» **Provided material**:
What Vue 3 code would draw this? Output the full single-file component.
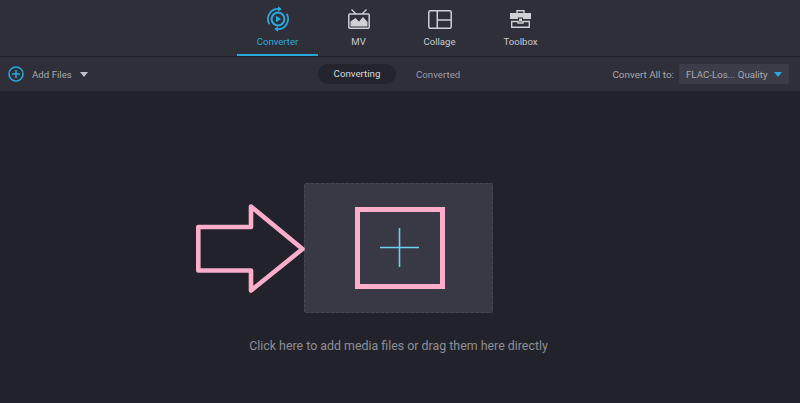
<template>
  <div class="app">
    <header class="topbar">
      <div class="tabs">
        <div v-for="tab in tabs" :key="tab.name" class="tab" :class="{ active: tab.active }">
          <div class="icon-slot">
            <svg v-if="tab.name === 'Converter'" width="26" height="26" viewBox="0 0 26 26" fill="none">
              <path d="M4.4 18.2A10.2 10.2 0 0 1 13.5 2.8" stroke="#2aa8dc" stroke-width="1.7" />
              <path d="M21.6 7.8A10.2 10.2 0 0 1 12.5 23.2" stroke="#2aa8dc" stroke-width="1.7" />
              <path d="M13 0.2 16.8 3 13 5.6Z" fill="#2aa8dc" />
              <path d="M13 20.4 9.2 23 13 25.8Z" fill="#2aa8dc" />
              <circle cx="13" cy="13" r="6.4" stroke="#2aa8dc" stroke-width="2" />
              <path d="M11 9.8 16.2 13 11 16.2Z" fill="#2aa8dc" />
            </svg>
            <svg v-else-if="tab.name === 'MV'" width="22" height="20" viewBox="0 0 22 20" fill="none">
              <path d="M3.5 0.5 8 5M18.5 0.5 14 5" stroke="#d0d0d5" stroke-width="1.3" />
              <rect x="0.8" y="5" width="20.4" height="14.2" rx="1" stroke="#d0d0d5" stroke-width="1.5" />
              <path d="M2.5 17.5V12.5L7.5 9 11 12.5 15 8 19.5 13V17.5Z" fill="#d0d0d5" />
            </svg>
            <svg v-else-if="tab.name === 'Collage'" width="24" height="19" viewBox="0 0 24 19" fill="none">
              <rect x="0.8" y="0.8" width="22.4" height="17.4" rx="1.5" stroke="#d0d0d5" stroke-width="1.5" />
              <path d="M9.3 1V18M9.3 10H23" stroke="#d0d0d5" stroke-width="1.5" />
            </svg>
            <svg v-else width="21" height="18" viewBox="0 0 21 18" fill="none">
              <path d="M7 3.5V0.8H14V3.5" stroke="#d0d0d5" stroke-width="1.4" />
              <path d="M0 3H21V9H13V7.5H8V9H0Z" fill="#d0d0d5" />
              <path d="M1.7 11.5H8V13H13V11.5H19.3V17.2H1.7Z" stroke="#d0d0d5" stroke-width="1.4" />
              <rect x="9" y="8.6" width="3" height="3" fill="#d0d0d5" />
            </svg>
          </div>
          <span class="tab-label">{{ tab.name }}</span>
        </div>
      </div>
    </header>

    <div class="toolbar">
      <div class="add-files">
        <svg width="16" height="16" viewBox="0 0 16 16" fill="none">
          <circle cx="8" cy="8" r="7" stroke="#2aa8dc" stroke-width="1.5" />
          <path d="M8 4V12M4 8H12" stroke="#2aa8dc" stroke-width="1.5" />
        </svg>
        <span class="add-label">Add Files</span>
        <span class="caret"></span>
      </div>
      <div class="switcher">
        <span class="pill">Converting</span>
        <span class="plain">Converted</span>
      </div>
      <div class="convert-all">
        <span>Convert All to:</span>
        <div class="format">
          <span>FLAC-Los... Quality</span>
          <span class="caret blue"></span>
        </div>
      </div>
    </div>

    <main class="stage">
      <div class="drop-row">
        <svg class="arrow" width="112" height="94" viewBox="0 0 112 94" fill="none">
          <path d="M2.3 23H55V2.5L106.5 45 55 86.5V66.5H2.3Z" stroke="#fbadc9" stroke-width="4.6" stroke-linejoin="round" />
        </svg>
        <div class="drop-zone">
          <div class="plus-box">
            <svg width="40" height="40" viewBox="0 0 40 40" fill="none">
              <path d="M19.5 0V39M0 19.5H39" stroke="#6fd0ee" stroke-width="1.6" />
            </svg>
          </div>
        </div>
      </div>
      <p class="hint">Click here to add media files or drag them here directly</p>
    </main>
  </div>
</template>

<script setup>
const tabs = [
  { name: 'Converter', active: true },
  { name: 'MV' },
  { name: 'Collage' },
  { name: 'Toolbox' }
]
</script>

<style>
html,
body {
  margin: 0;
  background: #22232a;
}
</style>

<style scoped>
.app {
  width: 800px;
  height: 403px;
  display: flex;
  flex-direction: column;
  overflow: hidden;
  background: #22232a;
  font-family: Roboto, "Liberation Sans", sans-serif;
  color: #c9c9cf;
}

.topbar {
  height: 56px;
  background: #2e2f39;
  border-bottom: 1px solid #1c1d23;
  display: flex;
  justify-content: center;
}

.tabs {
  display: flex;
  margin-left: -2px;
}

.tab {
  width: 81px;
  height: 56px;
  box-sizing: border-box;
  display: flex;
  flex-direction: column;
  align-items: center;
  padding-top: 6px;
  font-size: 9.6px;
}

.icon-slot {
  height: 26px;
  display: flex;
  align-items: center;
  margin-bottom: 4px;
}

.tab.active {
  color: #2aa8dc;
  border-bottom: 2px solid #2aa8dc;
}

.toolbar {
  height: 34px;
  background: #2e2f39;
  display: flex;
  align-items: center;
  padding: 0 11px 0 8px;
  font-size: 9.7px;
}

.add-files {
  display: flex;
  align-items: center;
  width: 310px;
}

.add-label {
  margin-left: 8px;
  color: #a9a9b0;
}

.caret {
  width: 0;
  height: 0;
  margin-left: 8px;
  border-left: 4px solid transparent;
  border-right: 4px solid transparent;
  border-top: 5px solid #c0c0c6;
}

.caret.blue {
  border-top-color: #2aa8dc;
}

.switcher {
  display: flex;
  align-items: center;
}

.pill {
  width: 78px;
  height: 20px;
  line-height: 20px;
  text-align: center;
  border-radius: 10px;
  background: #23242c;
  color: #d8d8dc;
}

.plain {
  margin-left: 20px;
  color: #9c9ca4;
}

.convert-all {
  margin-left: auto;
  display: flex;
  align-items: center;
  gap: 5px;
  color: #a9a9b0;
  font-size: 9.9px;
}

.format {
  width: 110px;
  height: 20px;
  box-sizing: border-box;
  display: flex;
  align-items: center;
  justify-content: space-between;
  padding: 0 7px;
  background: #3b3c47;
  border-radius: 2px;
  font-size: 9.7px;
}

.format .caret {
  margin-left: 0;
}

.stage {
  flex: 1;
  display: flex;
  flex-direction: column;
  align-items: center;
}

.drop-row {
  position: relative;
  margin-top: 92px;
  margin-left: -3px;
}

.arrow {
  position: absolute;
  left: -108px;
  top: 21px;
  z-index: 1;
}

.drop-zone {
  width: 189px;
  height: 130px;
  box-sizing: border-box;
  padding-left: 3px;
  border: 1px dashed #474853;
  border-radius: 2px;
  background: #383944;
  display: flex;
  align-items: center;
  justify-content: center;
}

.plus-box {
  width: 90px;
  height: 82px;
  box-sizing: border-box;
  border: 5px solid #fbadc9;
  display: flex;
  align-items: center;
  justify-content: center;
}

.hint {
  margin: 25px 3px 0 0;
  font-size: 12.4px;
  color: #8e8e96;
}
</style>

» **Written request**: Output each line exactly; omit every picture.

» **Exercise response**:
What Vue 3 code would draw this? Output the full single-file component.
<template>
  <div class="app">
    <header class="topbar">
      <div class="tabs">
        <div v-for="tab in tabs" :key="tab.name" class="tab" :class="{ active: tab.active }">
          <div class="icon-slot">
            <svg v-if="tab.name === 'Converter'" width="26" height="26" viewBox="0 0 26 26" fill="none">
              <path d="M4.4 18.2A10.2 10.2 0 0 1 13.5 2.8" stroke="#2aa8dc" stroke-width="1.7" />
              <path d="M21.6 7.8A10.2 10.2 0 0 1 12.5 23.2" stroke="#2aa8dc" stroke-width="1.7" />
              <path d="M13 0.2 16.8 3 13 5.6Z" fill="#2aa8dc" />
              <path d="M13 20.4 9.2 23 13 25.8Z" fill="#2aa8dc" />
              <circle cx="13" cy="13" r="6.4" stroke="#2aa8dc" stroke-width="2" />
              <path d="M11 9.8 16.2 13 11 16.2Z" fill="#2aa8dc" />
            </svg>
            <svg v-else-if="tab.name === 'MV'" width="22" height="20" viewBox="0 0 22 20" fill="none">
              <path d="M3.5 0.5 8 5M18.5 0.5 14 5" stroke="#d0d0d5" stroke-width="1.3" />
              <rect x="0.8" y="5" width="20.4" height="14.2" rx="1" stroke="#d0d0d5" stroke-width="1.5" />
              <path d="M2.5 17.5V12.5L7.5 9 11 12.5 15 8 19.5 13V17.5Z" fill="#d0d0d5" />
            </svg>
            <svg v-else-if="tab.name === 'Collage'" width="24" height="19" viewBox="0 0 24 19" fill="none">
              <rect x="0.8" y="0.8" width="22.4" height="17.4" rx="1.5" stroke="#d0d0d5" stroke-width="1.5" />
              <path d="M9.3 1V18M9.3 10H23" stroke="#d0d0d5" stroke-width="1.5" />
            </svg>
            <svg v-else width="21" height="18" viewBox="0 0 21 18" fill="none">
              <path d="M7 3.5V0.8H14V3.5" stroke="#d0d0d5" stroke-width="1.4" />
              <path d="M0 3H21V9H13V7.5H8V9H0Z" fill="#d0d0d5" />
              <path d="M1.7 11.5H8V13H13V11.5H19.3V17.2H1.7Z" stroke="#d0d0d5" stroke-width="1.4" />
              <rect x="9" y="8.6" width="3" height="3" fill="#d0d0d5" />
            </svg>
          </div>
          <span class="tab-label">{{ tab.name }}</span>
        </div>
      </div>
    </header>

    <div class="toolbar">
      <div class="add-files">
        <svg width="16" height="16" viewBox="0 0 16 16" fill="none">
          <circle cx="8" cy="8" r="7" stroke="#2aa8dc" stroke-width="1.5" />
          <path d="M8 4V12M4 8H12" stroke="#2aa8dc" stroke-width="1.5" />
        </svg>
        <span class="add-label">Add Files</span>
        <span class="caret"></span>
      </div>
      <div class="switcher">
        <span class="pill">Converting</span>
        <span class="plain">Converted</span>
      </div>
      <div class="convert-all">
        <span>Convert All to:</span>
        <div class="format">
          <span>FLAC-Los... Quality</span>
          <span class="caret blue"></span>
        </div>
      </div>
    </div>

    <main class="stage">
      <div class="drop-row">
        <svg class="arrow" width="112" height="94" viewBox="0 0 112 94" fill="none">
          <path d="M2.3 23H55V2.5L106.5 45 55 86.5V66.5H2.3Z" stroke="#fbadc9" stroke-width="4.6" stroke-linejoin="round" />
        </svg>
        <div class="drop-zone">
          <div class="plus-box">
            <svg width="40" height="40" viewBox="0 0 40 40" fill="none">
              <path d="M19.5 0V39M0 19.5H39" stroke="#6fd0ee" stroke-width="1.6" />
            </svg>
          </div>
        </div>
      </div>
      <p class="hint">Click here to add media files or drag them here directly</p>
    </main>
  </div>
</template>

<script setup>
const tabs = [
  { name: 'Converter', active: true },
  { name: 'MV' },
  { name: 'Collage' },
  { name: 'Toolbox' }
]
</script>

<style>
html,
body {
  margin: 0;
  background: #22232a;
}
</style>

<style scoped>
.app {
  width: 800px;
  height: 403px;
  display: flex;
  flex-direction: column;
  overflow: hidden;
  background: #22232a;
  font-family: Roboto, "Liberation Sans", sans-serif;
  color: #c9c9cf;
}

.topbar {
  height: 56px;
  background: #2e2f39;
  border-bottom: 1px solid #1c1d23;
  display: flex;
  justify-content: center;
}

.tabs {
  display: flex;
  margin-left: -2px;
}

.tab {
  width: 81px;
  height: 56px;
  box-sizing: border-box;
  display: flex;
  flex-direction: column;
  align-items: center;
  padding-top: 6px;
  font-size: 9.6px;
}

.icon-slot {
  height: 26px;
  display: flex;
  align-items: center;
  margin-bottom: 4px;
}

.tab.active {
  color: #2aa8dc;
  border-bottom: 2px solid #2aa8dc;
}

.toolbar {
  height: 34px;
  background: #2e2f39;
  display: flex;
  align-items: center;
  padding: 0 11px 0 8px;
  font-size: 9.7px;
}

.add-files {
  display: flex;
  align-items: center;
  width: 310px;
}

.add-label {
  margin-left: 8px;
  color: #a9a9b0;
}

.caret {
  width: 0;
  height: 0;
  margin-left: 8px;
  border-left: 4px solid transparent;
  border-right: 4px solid transparent;
  border-top: 5px solid #c0c0c6;
}

.caret.blue {
  border-top-color: #2aa8dc;
}

.switcher {
  display: flex;
  align-items: center;
}

.pill {
  width: 78px;
  height: 20px;
  line-height: 20px;
  text-align: center;
  border-radius: 10px;
  background: #23242c;
  color: #d8d8dc;
}

.plain {
  margin-left: 20px;
  color: #9c9ca4;
}

.convert-all {
  margin-left: auto;
  display: flex;
  align-items: center;
  gap: 5px;
  color: #a9a9b0;
  font-size: 9.9px;
}

.format {
  width: 110px;
  height: 20px;
  box-sizing: border-box;
  display: flex;
  align-items: center;
  justify-content: space-between;
  padding: 0 7px;
  background: #3b3c47;
  border-radius: 2px;
  font-size: 9.7px;
}

.format .caret {
  margin-left: 0;
}

.stage {
  flex: 1;
  display: flex;
  flex-direction: column;
  align-items: center;
}

.drop-row {
  position: relative;
  margin-top: 92px;
  margin-left: -3px;
}

.arrow {
  position: absolute;
  left: -108px;
  top: 21px;
  z-index: 1;
}

.drop-zone {
  width: 189px;
  height: 130px;
  box-sizing: border-box;
  padding-left: 3px;
  border: 1px dashed #474853;
  border-radius: 2px;
  background: #383944;
  display: flex;
  align-items: center;
  justify-content: center;
}

.plus-box {
  width: 90px;
  height: 82px;
  box-sizing: border-box;
  border: 5px solid #fbadc9;
  display: flex;
  align-items: center;
  justify-content: center;
}

.hint {
  margin: 25px 3px 0 0;
  font-size: 12.4px;
  color: #8e8e96;
}
</style>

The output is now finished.